I’m still watching The Love Boat. I find it interesting that this is easier for me to stick with than Doctor Who.
Season 02, Episode 10
It’s thanksgiving on board the Pacific Princess! And presumably off-board too. At least, in the United States.
Tony’s Family
The ship engineer called in sick, so they ask Tony to stay on another shift, but he’s mad because he was going to spend the holiday with his family. So they’re like, well, just bring them on board. Womp womp, turns out he has six people in his family. And Tony’s mom brought a chicken. Batten down the hatches, here come the immigrant jokes!
Actually, aside from the chicken thing, this wasn’t as bad as I expected. Maybe I’m getting normalized to 1978 suburban America, but I felt like most of the gags fell into two categories:
- The chicken
- Struggling to keep six people hidden from the captain
Anyway, they get discovered, and the captain says they have to pay their fares, so the crew offers to pool their money together to pay $1500 for everyone. But then the young boy gives a dollar to a gambler from another story, and God descends from the machinery.
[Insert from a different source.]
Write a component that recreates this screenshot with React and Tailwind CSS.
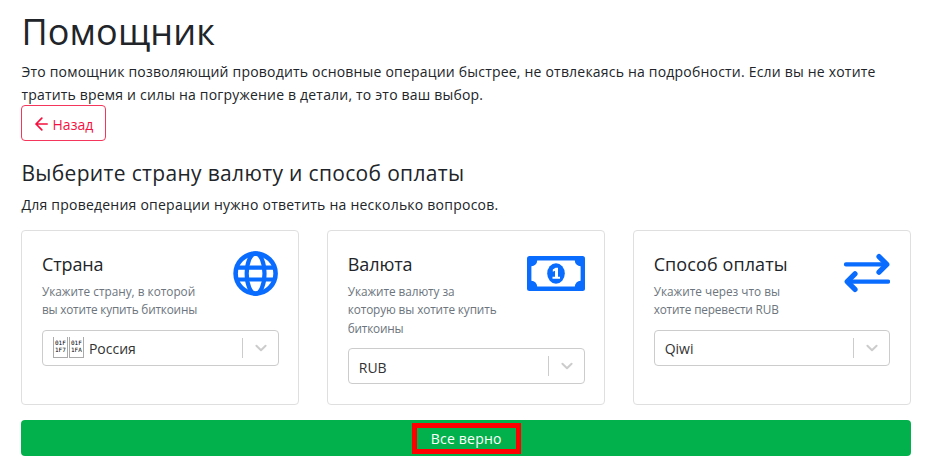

The gambler returns with about $75 in coins from the slot machine, and gives it to the family, who uses it to pay off their $1500 debt in entirety.
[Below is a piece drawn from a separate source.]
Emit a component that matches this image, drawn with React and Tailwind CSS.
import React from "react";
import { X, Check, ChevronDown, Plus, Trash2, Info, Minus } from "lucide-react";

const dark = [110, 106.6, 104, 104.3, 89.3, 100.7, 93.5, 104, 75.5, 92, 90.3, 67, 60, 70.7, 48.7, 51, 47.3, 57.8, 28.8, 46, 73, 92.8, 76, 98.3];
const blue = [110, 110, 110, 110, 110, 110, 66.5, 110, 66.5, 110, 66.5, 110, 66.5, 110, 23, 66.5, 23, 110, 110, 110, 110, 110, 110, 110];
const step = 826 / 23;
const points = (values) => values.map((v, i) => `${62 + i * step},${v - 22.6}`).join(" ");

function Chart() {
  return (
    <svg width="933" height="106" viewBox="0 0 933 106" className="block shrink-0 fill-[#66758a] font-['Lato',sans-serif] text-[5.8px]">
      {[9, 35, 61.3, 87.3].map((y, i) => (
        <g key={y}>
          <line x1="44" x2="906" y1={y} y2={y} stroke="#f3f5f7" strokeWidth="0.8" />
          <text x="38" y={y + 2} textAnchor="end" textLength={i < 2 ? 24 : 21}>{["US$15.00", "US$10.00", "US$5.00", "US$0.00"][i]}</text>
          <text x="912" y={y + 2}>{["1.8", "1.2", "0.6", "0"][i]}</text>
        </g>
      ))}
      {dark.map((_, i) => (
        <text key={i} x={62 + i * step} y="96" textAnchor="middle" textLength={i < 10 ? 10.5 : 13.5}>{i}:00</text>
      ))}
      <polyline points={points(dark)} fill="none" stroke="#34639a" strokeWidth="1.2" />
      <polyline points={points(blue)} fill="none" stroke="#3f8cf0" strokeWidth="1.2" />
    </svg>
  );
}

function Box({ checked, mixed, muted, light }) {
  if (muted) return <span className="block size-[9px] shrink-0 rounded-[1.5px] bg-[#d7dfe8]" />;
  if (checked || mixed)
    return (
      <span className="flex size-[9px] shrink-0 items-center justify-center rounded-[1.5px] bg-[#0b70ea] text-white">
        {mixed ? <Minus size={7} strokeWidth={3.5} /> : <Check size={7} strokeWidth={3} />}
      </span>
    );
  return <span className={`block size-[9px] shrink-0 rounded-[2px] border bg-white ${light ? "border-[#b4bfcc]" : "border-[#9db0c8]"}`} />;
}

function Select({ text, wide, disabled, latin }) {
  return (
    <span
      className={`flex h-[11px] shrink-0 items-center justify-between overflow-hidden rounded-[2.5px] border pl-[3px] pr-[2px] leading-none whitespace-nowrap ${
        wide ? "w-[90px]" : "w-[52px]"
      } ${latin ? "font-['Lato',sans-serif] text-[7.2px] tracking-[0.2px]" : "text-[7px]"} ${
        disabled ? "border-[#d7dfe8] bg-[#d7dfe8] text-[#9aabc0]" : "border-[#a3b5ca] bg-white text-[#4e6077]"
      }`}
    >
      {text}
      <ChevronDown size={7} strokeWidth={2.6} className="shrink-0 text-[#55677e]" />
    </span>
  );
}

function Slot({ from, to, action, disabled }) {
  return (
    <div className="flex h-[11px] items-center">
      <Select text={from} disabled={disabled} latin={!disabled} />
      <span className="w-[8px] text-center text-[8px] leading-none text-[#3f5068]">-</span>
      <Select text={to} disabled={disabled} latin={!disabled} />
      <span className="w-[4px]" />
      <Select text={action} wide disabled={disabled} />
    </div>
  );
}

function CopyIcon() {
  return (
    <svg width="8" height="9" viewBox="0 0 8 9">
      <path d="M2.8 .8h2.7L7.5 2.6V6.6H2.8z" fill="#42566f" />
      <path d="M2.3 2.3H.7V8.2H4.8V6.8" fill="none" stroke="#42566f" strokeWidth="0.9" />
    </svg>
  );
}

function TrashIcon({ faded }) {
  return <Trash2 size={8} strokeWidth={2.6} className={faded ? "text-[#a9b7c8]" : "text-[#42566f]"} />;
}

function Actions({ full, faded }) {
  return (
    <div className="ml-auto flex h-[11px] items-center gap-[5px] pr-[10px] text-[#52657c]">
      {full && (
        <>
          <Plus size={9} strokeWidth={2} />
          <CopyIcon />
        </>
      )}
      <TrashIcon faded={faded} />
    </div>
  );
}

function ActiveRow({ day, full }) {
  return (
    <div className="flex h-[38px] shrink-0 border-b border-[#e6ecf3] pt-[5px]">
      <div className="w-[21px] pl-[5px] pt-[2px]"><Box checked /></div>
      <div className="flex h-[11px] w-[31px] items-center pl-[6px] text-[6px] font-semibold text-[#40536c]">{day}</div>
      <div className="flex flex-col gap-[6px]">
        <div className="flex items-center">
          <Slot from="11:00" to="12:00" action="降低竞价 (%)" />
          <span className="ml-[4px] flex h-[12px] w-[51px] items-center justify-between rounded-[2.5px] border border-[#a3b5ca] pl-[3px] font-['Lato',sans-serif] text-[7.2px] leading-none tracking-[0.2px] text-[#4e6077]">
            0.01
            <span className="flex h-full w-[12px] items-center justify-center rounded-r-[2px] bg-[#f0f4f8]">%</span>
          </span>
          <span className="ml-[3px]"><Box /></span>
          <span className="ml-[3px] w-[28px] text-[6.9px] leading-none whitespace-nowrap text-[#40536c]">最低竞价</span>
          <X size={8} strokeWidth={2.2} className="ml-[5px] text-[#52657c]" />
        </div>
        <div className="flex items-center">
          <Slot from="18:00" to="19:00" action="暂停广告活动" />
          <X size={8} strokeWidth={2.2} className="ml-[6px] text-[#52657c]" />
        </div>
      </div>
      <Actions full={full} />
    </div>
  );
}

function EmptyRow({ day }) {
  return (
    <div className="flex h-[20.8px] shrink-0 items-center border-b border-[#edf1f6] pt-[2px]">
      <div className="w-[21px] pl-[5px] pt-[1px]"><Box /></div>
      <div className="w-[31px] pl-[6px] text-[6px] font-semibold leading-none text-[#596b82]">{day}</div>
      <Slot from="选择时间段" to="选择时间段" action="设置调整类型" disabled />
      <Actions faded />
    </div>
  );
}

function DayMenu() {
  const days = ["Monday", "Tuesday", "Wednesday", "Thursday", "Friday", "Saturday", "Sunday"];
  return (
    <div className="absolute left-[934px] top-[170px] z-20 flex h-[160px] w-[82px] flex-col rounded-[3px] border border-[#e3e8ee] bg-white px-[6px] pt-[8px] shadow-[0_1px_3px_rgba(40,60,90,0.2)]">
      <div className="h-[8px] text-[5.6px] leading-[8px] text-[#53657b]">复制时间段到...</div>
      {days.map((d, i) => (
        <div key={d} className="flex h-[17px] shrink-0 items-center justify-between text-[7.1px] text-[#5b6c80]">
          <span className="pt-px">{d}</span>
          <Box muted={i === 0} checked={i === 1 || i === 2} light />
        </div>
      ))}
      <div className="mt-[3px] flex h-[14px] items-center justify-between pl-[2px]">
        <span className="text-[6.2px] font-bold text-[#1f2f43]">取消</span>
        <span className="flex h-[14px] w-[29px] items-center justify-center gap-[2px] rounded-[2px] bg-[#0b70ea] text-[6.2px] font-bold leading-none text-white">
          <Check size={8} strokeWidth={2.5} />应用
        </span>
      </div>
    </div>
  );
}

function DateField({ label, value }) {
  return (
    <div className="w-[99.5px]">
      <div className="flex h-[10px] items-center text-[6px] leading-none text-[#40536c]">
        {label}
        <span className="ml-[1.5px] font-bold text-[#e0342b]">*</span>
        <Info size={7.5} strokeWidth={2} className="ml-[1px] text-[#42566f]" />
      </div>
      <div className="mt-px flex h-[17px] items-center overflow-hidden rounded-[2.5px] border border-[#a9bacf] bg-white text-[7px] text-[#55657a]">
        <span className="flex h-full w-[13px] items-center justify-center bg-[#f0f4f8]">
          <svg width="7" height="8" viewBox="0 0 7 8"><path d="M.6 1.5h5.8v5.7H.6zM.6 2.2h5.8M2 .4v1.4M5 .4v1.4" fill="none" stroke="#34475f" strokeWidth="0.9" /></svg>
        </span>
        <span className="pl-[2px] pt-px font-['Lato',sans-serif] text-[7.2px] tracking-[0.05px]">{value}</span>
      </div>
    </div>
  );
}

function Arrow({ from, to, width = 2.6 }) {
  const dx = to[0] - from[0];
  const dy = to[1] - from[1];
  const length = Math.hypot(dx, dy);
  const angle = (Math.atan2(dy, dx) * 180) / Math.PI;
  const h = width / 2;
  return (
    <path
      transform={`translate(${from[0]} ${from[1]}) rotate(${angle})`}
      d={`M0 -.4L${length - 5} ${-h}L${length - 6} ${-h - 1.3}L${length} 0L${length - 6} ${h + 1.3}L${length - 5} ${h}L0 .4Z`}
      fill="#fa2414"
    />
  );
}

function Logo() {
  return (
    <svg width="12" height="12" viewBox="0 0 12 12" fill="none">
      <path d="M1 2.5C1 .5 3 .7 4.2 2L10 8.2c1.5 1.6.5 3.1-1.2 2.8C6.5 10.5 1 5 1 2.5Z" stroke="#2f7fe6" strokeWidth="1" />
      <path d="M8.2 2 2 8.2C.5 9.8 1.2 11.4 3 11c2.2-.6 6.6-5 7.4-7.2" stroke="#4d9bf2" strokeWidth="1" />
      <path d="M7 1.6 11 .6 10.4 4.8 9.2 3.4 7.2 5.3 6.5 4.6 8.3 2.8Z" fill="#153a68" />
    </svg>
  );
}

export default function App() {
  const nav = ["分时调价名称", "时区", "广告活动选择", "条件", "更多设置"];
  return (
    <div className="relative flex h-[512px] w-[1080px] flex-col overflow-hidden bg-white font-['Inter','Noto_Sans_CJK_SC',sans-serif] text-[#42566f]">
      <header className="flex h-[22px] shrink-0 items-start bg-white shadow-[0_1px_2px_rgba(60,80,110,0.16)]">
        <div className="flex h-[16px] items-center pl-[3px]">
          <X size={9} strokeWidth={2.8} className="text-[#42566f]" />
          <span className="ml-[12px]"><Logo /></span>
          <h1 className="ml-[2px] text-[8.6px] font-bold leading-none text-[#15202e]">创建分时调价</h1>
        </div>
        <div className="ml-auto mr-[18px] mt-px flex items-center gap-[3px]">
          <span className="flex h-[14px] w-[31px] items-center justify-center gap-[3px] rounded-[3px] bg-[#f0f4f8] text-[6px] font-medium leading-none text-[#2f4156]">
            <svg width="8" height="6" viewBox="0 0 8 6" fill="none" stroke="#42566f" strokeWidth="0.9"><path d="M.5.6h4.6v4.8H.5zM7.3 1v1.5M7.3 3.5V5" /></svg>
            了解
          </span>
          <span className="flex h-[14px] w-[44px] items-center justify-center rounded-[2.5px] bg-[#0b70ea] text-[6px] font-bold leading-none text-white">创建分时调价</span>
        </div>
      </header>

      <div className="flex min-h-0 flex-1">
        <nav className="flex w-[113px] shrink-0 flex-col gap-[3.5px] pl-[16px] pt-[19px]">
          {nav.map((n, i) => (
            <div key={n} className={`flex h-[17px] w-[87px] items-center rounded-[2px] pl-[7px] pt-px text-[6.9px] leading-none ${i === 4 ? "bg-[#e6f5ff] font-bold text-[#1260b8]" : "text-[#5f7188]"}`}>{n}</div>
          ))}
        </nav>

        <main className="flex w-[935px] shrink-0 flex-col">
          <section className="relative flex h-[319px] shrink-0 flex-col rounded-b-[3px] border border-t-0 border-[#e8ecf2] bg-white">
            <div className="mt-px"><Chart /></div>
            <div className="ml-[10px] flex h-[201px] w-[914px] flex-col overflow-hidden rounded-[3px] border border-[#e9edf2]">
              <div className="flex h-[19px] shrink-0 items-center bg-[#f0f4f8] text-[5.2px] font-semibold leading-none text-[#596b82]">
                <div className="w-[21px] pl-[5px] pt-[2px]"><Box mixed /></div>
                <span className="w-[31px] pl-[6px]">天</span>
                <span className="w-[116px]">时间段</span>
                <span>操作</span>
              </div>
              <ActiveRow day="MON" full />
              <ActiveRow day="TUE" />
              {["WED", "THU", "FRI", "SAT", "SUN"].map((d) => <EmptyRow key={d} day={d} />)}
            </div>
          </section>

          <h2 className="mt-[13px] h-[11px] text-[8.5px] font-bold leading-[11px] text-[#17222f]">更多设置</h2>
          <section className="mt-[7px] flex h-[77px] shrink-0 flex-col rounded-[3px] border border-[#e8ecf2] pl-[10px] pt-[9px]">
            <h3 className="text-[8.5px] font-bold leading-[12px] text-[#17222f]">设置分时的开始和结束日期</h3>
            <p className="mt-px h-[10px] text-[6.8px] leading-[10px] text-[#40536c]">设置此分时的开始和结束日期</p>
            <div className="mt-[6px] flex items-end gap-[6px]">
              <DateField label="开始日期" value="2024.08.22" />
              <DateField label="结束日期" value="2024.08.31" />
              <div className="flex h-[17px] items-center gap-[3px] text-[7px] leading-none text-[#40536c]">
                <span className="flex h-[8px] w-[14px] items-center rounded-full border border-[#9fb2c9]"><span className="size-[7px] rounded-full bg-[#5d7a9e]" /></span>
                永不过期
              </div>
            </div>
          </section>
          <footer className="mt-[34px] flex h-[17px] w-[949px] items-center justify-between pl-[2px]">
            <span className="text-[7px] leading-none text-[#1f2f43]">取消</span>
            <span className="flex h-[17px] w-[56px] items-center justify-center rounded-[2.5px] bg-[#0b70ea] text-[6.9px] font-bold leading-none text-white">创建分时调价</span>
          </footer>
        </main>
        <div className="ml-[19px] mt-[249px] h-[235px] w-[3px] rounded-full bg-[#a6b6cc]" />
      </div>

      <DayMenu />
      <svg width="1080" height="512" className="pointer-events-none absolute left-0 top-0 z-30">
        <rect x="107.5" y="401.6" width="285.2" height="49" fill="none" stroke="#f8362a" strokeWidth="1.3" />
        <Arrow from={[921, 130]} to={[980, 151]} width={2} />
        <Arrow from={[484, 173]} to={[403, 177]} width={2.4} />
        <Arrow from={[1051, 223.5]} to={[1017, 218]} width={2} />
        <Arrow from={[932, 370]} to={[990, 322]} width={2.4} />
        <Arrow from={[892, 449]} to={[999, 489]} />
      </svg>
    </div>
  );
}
The Minister and the Stripper
A lady gets upset that her minister, the captain from Airplane!, falls for a stripper on the cruise, and threatens to have him kicked out by the trustees or the board or something. That means they’re Presbyterian, I think? I never could remember the intricacies of all the protestant governance structures. Her husband threatens to leave her, and she sees the errors of her ways, deciding to use her influence in the governance body to defend the minister’s decision. Then the husband gambles a broke kid’s last dollar, turning it into about $75.
Costuming must have had fun with these two:
This one struck me as actually still relevant today. And the captain from Airplane! did a believable job as a minister. I heard they cast well-known actors to “play it straight” in the Airplane! movies, and boy howdy, this guy was a good casting decision.
Her Own Two Feet
A newly-blind lady doesn’t want to admit she’s blind. The ship’s doctor convinces her husband that his doting and excuses are making it difficult for her to face reality.
The husband abandons her in their room with a cane, telling her he’ll be in the lounge and he hopes she comes to meet him. She steels her resolve and gets herself down the hall on her own.
I’ll admit it: this one made me cry.
An episode of The Love Boat made me cry. What the heck is wrong with me?
This show had a habit of hiring Hollywood stars from the 30s and 40s, who weren’t getting a lot of work due to their age. They got some pretty impressive performances this way. The “blind” lady was played by June Allyson: a headliner, judging by posters from the films she starred in. Her husband was played by Van Johnson, her frequent co-star. (A previous release of this confused Van Johnson with Alan Young.) Here’s Van expressing… grief? asphyxiation? I’ve decided to call it “the eyeroll of despair”.
I wonder how many takes they did of this?